• [Written instruction] Take the lines of the data below from the very first through the line containing "import React from" and output them exactly, pictures excluded.

• [Available data]
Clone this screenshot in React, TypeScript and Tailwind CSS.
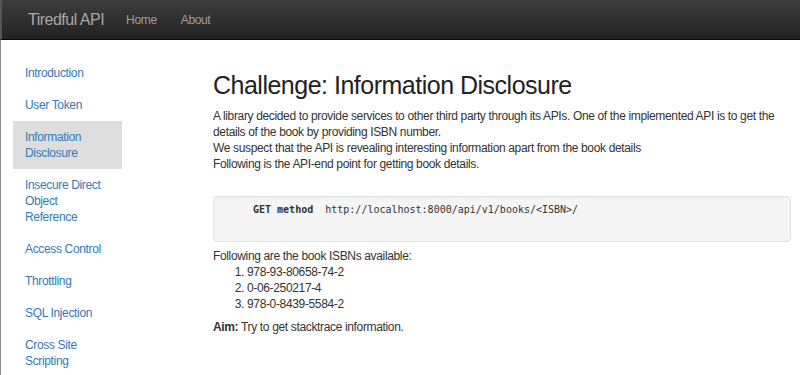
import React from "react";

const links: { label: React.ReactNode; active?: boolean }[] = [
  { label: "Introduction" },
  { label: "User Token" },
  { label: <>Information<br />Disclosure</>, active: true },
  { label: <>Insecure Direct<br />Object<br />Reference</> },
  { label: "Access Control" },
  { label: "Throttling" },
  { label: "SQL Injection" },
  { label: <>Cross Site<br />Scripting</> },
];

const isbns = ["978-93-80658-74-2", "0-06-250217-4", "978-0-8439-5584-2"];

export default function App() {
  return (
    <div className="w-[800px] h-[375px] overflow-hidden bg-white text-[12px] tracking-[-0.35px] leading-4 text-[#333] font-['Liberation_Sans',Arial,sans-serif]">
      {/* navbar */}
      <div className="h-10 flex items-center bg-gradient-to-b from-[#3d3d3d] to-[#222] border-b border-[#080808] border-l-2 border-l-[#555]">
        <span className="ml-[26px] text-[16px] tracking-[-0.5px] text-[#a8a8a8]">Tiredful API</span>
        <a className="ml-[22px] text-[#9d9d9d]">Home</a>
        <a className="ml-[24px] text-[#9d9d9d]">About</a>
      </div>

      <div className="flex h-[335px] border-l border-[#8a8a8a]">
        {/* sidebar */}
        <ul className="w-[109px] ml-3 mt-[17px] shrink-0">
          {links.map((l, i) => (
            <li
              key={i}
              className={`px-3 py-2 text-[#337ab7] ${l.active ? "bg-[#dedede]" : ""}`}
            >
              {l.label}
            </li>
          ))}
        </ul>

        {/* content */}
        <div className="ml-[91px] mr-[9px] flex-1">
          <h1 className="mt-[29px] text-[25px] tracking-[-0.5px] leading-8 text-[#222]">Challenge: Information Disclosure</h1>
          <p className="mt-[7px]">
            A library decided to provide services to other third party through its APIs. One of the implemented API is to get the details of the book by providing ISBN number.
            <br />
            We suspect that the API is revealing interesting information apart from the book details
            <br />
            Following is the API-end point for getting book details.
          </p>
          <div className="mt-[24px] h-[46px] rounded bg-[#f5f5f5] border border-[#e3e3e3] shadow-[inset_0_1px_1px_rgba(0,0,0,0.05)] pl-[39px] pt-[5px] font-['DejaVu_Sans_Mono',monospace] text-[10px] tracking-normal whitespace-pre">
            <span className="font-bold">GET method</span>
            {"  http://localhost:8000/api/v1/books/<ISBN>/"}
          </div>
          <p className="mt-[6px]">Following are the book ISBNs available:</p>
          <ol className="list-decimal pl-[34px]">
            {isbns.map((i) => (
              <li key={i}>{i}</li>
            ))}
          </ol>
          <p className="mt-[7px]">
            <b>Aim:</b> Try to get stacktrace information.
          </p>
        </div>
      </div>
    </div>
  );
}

• [Completed task]
Clone this screenshot in React, TypeScript and Tailwind CSS.
import React from "react";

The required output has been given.